Problem >> Filter this material down to the lines that hold "code", copying each one.

Task material >>
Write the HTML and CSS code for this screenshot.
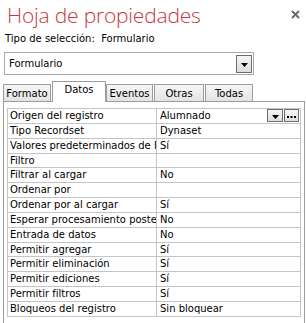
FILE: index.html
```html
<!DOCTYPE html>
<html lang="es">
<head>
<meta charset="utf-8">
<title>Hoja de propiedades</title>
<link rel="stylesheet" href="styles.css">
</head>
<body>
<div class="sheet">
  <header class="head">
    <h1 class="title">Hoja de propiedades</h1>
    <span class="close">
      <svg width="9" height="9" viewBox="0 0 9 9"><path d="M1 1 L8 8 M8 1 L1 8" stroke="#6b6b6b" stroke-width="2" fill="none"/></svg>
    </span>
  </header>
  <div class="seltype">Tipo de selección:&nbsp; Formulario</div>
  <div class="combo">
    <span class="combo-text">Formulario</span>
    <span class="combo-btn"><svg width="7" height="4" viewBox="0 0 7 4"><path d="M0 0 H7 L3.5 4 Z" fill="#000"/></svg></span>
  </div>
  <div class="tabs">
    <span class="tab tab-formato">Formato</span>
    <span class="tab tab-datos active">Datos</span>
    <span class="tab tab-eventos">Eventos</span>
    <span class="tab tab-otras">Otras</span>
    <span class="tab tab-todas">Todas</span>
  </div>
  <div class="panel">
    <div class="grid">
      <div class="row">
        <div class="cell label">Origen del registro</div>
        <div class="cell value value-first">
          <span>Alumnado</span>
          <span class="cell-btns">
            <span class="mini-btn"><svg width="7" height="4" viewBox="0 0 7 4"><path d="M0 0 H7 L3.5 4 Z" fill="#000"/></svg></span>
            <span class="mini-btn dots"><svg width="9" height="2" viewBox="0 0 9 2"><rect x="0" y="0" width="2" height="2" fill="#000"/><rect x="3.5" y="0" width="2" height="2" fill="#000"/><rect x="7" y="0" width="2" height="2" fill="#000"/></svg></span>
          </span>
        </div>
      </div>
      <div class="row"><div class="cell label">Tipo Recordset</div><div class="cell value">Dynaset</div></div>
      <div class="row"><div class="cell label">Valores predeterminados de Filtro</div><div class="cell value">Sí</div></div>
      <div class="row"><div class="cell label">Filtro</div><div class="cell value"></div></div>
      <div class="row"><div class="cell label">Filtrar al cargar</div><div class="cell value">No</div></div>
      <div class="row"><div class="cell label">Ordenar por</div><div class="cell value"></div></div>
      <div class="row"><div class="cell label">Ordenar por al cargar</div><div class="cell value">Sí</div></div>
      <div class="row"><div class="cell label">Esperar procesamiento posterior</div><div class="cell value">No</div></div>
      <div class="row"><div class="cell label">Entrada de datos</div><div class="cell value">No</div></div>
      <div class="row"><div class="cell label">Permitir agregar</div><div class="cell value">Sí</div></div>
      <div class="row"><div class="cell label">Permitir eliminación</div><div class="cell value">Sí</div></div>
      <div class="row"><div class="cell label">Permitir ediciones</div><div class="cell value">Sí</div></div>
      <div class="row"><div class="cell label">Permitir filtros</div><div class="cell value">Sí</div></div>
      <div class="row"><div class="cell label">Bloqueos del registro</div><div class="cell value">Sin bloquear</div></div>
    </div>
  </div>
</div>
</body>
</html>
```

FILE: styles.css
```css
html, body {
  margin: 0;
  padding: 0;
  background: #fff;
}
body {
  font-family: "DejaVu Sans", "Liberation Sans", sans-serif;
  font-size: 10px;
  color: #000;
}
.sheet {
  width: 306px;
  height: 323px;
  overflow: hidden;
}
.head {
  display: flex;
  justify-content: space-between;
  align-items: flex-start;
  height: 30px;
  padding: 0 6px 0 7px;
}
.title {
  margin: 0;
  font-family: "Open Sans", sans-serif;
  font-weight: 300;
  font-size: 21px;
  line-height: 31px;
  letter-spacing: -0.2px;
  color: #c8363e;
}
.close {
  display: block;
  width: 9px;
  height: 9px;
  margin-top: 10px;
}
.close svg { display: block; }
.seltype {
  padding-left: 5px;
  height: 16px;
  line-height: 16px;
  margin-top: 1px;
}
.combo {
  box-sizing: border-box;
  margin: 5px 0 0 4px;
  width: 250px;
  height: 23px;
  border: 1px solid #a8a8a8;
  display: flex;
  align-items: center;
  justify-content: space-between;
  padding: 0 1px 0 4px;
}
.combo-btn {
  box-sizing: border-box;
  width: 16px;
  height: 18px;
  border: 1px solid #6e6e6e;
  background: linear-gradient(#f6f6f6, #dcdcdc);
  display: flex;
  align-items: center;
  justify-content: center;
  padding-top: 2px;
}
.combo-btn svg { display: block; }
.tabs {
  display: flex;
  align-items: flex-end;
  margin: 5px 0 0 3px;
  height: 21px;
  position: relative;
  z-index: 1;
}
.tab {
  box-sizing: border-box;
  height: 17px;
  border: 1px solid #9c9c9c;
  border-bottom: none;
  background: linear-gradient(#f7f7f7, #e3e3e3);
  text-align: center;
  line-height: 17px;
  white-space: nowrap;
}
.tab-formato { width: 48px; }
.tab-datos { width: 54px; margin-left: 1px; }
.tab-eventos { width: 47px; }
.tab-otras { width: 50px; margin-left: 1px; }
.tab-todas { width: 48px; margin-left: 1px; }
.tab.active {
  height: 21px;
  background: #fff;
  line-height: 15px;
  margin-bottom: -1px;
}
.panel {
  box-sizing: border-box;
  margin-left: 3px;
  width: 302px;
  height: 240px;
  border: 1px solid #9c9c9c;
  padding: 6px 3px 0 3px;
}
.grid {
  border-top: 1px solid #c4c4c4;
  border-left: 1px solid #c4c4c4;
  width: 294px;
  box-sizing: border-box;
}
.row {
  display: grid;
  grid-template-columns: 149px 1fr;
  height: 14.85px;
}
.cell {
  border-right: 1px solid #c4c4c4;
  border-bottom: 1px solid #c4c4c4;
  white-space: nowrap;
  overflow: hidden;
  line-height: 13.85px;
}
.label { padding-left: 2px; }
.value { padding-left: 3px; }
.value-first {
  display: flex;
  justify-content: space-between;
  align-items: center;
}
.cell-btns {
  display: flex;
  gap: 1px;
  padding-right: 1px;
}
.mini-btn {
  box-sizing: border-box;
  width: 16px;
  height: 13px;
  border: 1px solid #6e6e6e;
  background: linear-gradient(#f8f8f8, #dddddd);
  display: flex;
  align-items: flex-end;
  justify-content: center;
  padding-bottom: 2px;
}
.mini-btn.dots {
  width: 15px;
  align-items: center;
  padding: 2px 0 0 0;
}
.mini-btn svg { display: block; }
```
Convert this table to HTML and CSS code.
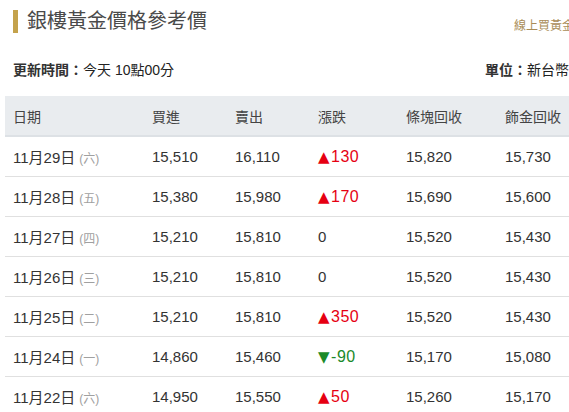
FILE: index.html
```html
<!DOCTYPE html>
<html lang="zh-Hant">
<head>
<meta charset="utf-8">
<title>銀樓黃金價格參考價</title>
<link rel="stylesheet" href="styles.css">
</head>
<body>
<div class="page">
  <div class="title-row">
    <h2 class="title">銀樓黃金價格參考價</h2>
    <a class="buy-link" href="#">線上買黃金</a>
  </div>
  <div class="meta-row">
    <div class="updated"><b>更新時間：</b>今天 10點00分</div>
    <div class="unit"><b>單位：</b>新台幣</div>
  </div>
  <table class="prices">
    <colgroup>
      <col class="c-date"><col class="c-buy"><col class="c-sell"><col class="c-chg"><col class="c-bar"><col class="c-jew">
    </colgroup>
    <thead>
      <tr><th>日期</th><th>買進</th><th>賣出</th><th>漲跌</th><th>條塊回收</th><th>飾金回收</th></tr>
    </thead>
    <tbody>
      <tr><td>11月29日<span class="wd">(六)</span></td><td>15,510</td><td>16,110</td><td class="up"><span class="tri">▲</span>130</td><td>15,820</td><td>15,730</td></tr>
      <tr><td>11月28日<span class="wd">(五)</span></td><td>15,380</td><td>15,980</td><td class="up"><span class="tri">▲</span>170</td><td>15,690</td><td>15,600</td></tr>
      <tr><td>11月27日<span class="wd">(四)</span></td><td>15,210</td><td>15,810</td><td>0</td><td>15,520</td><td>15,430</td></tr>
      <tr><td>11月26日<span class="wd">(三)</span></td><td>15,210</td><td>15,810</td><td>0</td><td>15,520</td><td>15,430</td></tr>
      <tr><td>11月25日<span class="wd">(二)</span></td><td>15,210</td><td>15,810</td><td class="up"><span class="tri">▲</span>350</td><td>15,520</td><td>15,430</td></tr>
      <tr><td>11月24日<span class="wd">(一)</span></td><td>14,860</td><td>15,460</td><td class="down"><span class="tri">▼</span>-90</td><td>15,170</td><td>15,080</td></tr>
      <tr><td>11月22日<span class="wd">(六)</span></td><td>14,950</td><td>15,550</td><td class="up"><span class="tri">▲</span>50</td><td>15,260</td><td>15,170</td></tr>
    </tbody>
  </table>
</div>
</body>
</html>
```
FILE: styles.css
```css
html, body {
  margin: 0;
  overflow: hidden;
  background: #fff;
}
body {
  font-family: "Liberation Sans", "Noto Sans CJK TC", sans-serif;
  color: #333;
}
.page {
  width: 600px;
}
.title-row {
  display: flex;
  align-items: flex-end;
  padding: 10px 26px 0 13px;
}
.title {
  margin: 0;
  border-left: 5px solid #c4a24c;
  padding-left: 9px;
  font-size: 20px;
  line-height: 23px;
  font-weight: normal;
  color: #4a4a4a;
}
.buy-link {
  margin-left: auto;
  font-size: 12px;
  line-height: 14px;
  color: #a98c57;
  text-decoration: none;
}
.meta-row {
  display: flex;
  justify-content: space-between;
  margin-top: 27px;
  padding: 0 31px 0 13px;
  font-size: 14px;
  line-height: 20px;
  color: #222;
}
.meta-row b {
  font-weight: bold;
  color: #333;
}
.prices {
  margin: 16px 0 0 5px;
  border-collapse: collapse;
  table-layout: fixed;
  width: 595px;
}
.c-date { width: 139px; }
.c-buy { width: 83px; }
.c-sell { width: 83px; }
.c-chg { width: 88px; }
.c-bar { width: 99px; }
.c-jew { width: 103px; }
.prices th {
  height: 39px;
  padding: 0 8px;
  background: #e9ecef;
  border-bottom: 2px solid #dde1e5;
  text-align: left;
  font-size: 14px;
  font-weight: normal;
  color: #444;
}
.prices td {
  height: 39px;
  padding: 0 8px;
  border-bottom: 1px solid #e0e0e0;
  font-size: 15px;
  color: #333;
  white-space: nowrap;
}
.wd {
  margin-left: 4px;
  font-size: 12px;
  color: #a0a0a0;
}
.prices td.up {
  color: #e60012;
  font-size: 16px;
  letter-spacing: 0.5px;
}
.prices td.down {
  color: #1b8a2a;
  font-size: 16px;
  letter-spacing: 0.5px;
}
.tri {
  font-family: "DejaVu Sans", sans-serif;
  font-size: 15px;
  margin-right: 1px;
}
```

Problem solution >>
Write the HTML and CSS code for this screenshot.
Convert this table to HTML and CSS code.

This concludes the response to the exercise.